### WHAT THE EXERCISE ASKS
Present each line of the entries below that holds the word "this".

### MATERIAL TO PROCESS
○ ○ ○ ○
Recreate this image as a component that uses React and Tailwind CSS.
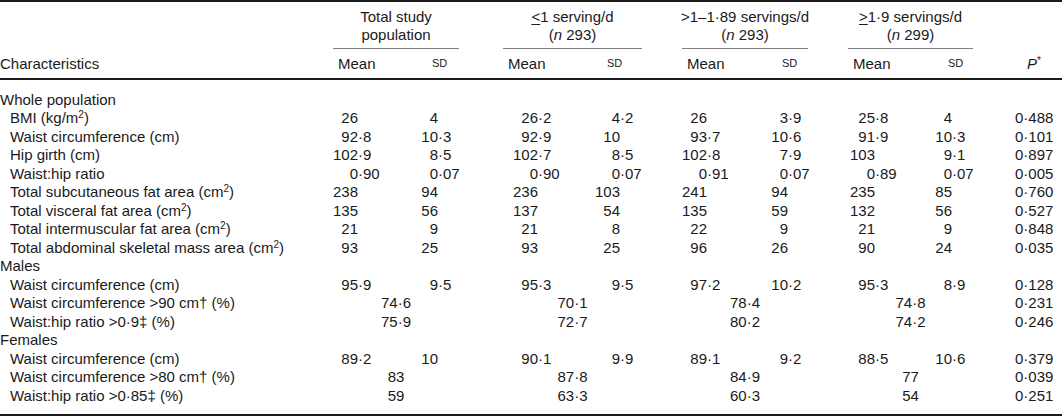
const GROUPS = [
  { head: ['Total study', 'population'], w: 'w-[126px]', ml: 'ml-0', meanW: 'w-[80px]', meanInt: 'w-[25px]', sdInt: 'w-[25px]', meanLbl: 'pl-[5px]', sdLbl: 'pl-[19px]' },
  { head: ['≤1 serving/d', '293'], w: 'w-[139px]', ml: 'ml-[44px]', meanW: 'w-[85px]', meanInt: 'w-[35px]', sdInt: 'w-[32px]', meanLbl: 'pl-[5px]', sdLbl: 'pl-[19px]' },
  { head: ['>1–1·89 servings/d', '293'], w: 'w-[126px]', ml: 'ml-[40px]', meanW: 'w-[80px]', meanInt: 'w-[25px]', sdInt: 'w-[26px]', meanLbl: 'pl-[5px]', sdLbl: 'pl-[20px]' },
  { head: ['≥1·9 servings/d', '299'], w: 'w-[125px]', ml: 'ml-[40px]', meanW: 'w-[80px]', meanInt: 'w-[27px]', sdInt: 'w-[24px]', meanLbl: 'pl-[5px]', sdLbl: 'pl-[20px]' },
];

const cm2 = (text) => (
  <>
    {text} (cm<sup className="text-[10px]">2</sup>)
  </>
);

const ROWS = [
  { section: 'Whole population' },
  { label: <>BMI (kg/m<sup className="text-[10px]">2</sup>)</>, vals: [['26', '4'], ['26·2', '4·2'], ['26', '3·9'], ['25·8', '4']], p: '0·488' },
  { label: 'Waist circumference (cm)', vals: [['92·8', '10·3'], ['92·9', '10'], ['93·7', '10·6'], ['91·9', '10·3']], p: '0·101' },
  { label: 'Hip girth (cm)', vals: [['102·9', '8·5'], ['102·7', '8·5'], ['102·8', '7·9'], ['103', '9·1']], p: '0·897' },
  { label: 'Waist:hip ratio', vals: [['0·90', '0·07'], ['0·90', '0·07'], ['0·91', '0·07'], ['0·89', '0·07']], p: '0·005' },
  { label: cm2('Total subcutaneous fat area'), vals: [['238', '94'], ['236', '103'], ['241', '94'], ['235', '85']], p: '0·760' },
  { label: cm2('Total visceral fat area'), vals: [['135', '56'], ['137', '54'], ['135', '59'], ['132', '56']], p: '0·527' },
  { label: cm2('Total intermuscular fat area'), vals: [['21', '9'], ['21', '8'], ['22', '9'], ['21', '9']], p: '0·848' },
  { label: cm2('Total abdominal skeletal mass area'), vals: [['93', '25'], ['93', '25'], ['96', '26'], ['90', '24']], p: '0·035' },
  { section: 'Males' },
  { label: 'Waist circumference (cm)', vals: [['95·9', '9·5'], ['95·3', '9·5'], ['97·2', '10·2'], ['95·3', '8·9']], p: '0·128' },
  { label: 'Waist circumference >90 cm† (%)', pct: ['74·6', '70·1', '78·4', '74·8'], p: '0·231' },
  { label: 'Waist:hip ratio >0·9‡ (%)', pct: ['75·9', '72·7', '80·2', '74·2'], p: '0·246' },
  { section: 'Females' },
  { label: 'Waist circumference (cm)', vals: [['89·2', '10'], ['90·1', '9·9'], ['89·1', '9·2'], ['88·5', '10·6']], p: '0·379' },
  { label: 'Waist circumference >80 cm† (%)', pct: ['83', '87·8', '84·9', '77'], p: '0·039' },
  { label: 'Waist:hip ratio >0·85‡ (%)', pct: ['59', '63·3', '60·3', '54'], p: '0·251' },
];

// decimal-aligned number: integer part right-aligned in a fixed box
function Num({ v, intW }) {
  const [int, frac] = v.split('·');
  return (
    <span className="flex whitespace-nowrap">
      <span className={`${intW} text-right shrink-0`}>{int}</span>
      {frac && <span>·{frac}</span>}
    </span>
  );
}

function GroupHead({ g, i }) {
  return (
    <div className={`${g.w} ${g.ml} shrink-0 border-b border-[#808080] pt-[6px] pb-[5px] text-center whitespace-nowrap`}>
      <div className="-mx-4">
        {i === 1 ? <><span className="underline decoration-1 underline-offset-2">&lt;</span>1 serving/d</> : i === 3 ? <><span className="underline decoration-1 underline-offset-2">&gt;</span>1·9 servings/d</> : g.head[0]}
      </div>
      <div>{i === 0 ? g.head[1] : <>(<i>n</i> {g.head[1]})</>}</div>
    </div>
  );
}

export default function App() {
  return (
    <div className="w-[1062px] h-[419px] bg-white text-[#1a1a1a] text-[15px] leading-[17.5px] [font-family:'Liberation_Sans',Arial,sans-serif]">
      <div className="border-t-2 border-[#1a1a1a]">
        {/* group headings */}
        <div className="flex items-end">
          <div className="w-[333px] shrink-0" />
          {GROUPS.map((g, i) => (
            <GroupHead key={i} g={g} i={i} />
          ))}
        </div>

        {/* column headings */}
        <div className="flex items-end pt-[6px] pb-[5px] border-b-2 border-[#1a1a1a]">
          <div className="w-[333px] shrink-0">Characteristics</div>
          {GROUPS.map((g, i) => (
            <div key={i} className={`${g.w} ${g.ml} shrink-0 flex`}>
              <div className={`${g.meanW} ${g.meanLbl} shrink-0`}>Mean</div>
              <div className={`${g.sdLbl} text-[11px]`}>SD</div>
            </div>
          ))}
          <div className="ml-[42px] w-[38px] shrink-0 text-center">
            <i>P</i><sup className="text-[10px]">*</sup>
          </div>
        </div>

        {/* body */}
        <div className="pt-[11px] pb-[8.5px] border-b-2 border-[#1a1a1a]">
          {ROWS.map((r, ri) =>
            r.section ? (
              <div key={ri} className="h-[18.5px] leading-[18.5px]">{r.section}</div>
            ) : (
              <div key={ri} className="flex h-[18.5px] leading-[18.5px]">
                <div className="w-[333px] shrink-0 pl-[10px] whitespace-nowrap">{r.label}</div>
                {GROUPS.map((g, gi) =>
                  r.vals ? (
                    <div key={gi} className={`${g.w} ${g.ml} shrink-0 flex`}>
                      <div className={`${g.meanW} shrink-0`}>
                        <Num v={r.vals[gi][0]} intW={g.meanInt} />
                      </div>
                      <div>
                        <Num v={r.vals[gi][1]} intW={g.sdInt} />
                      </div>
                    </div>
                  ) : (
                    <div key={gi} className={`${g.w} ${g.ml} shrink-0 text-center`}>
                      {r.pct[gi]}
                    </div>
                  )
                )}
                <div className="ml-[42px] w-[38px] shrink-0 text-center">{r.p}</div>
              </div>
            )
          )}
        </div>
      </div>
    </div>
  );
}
○ ○ ○ ○
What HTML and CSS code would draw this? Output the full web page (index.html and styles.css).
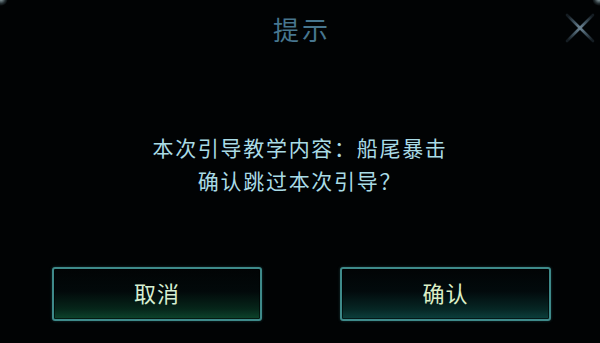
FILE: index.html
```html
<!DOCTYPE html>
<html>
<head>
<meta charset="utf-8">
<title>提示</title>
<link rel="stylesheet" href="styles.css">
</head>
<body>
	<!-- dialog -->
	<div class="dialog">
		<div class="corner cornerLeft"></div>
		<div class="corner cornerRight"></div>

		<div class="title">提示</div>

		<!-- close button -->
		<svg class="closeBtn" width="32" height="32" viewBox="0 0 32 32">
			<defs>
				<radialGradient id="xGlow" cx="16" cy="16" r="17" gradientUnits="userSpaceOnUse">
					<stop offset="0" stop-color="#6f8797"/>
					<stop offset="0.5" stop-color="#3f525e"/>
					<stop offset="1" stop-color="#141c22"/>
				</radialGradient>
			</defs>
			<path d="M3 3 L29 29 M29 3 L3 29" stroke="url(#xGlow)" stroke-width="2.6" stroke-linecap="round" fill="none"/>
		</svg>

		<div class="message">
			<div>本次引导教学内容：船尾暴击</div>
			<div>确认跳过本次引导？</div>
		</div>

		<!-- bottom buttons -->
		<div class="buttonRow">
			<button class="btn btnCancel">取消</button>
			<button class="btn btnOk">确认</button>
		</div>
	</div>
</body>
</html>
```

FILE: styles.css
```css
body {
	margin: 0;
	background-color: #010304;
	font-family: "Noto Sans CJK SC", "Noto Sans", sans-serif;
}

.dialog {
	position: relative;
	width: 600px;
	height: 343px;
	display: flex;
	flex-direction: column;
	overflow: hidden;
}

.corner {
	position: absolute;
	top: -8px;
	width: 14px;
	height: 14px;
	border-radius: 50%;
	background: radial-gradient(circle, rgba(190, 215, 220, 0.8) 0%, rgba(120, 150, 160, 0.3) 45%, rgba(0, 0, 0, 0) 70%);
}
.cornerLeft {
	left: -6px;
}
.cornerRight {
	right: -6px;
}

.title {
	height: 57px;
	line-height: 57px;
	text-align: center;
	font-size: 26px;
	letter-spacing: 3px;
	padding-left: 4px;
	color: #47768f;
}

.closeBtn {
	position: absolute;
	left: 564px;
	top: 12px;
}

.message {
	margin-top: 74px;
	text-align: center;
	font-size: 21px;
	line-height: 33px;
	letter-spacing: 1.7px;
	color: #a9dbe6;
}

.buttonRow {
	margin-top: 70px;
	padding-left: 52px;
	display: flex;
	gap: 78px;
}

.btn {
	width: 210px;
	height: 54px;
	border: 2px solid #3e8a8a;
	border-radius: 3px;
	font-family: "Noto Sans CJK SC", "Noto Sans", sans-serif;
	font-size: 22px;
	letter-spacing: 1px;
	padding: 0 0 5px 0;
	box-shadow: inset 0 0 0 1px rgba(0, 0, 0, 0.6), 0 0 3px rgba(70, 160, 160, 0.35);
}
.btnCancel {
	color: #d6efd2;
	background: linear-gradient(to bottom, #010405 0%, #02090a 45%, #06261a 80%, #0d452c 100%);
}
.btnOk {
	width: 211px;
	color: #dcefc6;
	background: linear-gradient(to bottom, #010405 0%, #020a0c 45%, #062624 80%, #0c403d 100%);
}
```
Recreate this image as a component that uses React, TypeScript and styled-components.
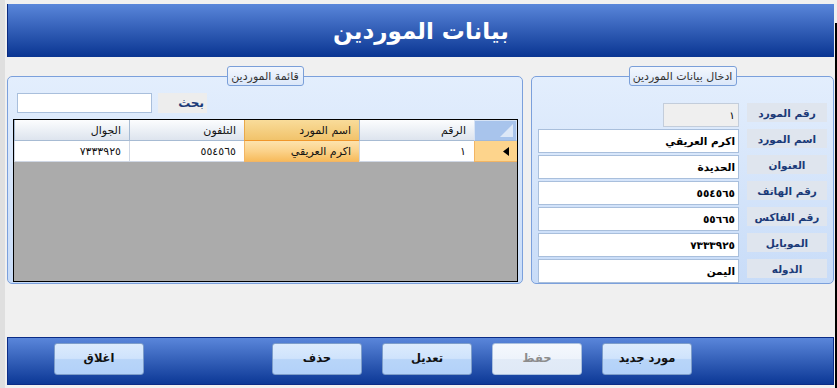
○ ○ ○ ○
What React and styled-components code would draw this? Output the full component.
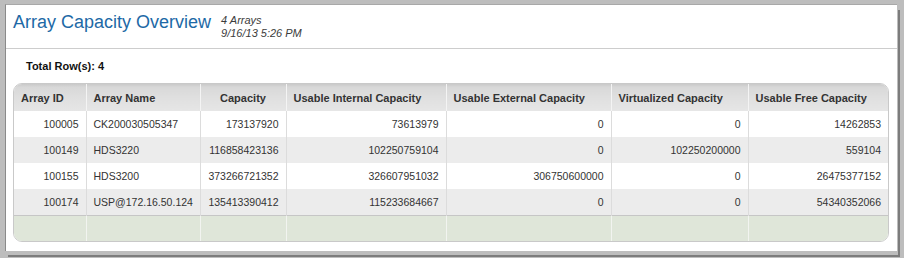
○ ○ ○ ○
### FINISHED EXERCISE
Recreate this image as a component that uses React and Tailwind CSS.
What HTML and CSS code would draw this? Output the full web page (index.html and styles.css).
Recreate this image as a component that uses React, TypeScript and styled-components.
What React and styled-components code would draw this? Output the full component.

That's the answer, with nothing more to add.